Aufseiten von Argo AI zeigten Praxistests in den USA, dass sich die Ingenieure nicht nur Gedanken machen müssen, wie die Sensoren unter verschiedenen Wetterbedingungen gereinigt werden, sondern auch über Vandalismus. Bei Testfahrten trafen wiederholt Baseball-Bälle den teuren Long-Range-Lidar-Sensor auf dem Dach.

Ähnliche Erfahrungen sammelte der Hamburger Verkehrsverbund (HVV) auf der autonomen Teststrecke in der Hafencity mit dem Shuttle-Bus HEAT. Der brauchte auch deshalb oft Stunden für die kurze Runde durch den Stadtteil, weil immer wieder Menschen auf die Straße traten, um das Bremsverhalten der Fahrmaschine zu testen.

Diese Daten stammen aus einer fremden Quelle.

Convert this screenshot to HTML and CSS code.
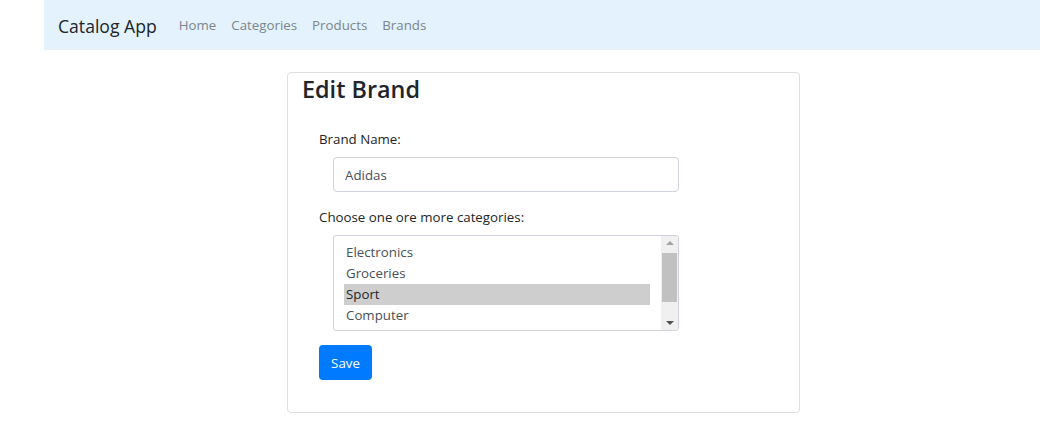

Derzeit müssen Moia-Fahrer ihre Fahrgäste häufig in engen Nebenstraßen aufnehmen oder absetzen. Denn auf Hauptstraßen verhindern immer mehr Fahrradschutzstreifen das Halten direkt am Bürgersteig. Ihre Praxistauglichkeit in diesen engen Straßen ohne erkennbare Fahrbahnmarkierungen müssen die automatisierten Fahrzeuge noch unter Beweis stellen.

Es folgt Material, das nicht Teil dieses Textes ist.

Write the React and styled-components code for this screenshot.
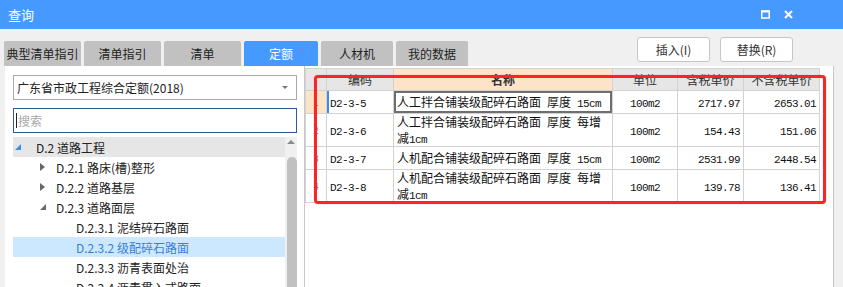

Gelingt die Integration der Robo-Fahrzeuge in die Flotte, sind zwei Probleme vom Tisch: erstens der chronische Personalmangel, denn heute findet das Unternehmen kaum noch geeignete Fahrer. Zweitens wird die gesamte Flottensteuerung mit selbstfahrenden Bussen flexibler. Bei Überkapazitäten würden Busse einfach am Straßenrand parken. Bei hoher Nachfrage könnten kurzfristig mehr Fahrzeuge einen der drei Betriebshöfe im Stadtgebiet verlassen.

Ridepooling ist Stand heute ein personalintensives Geschäft. Das Engagement für die Mobilität der Zukunft lässt sich VW etwas kosten. Weltweit arbeiten 1300 Beschäftigte für Moia.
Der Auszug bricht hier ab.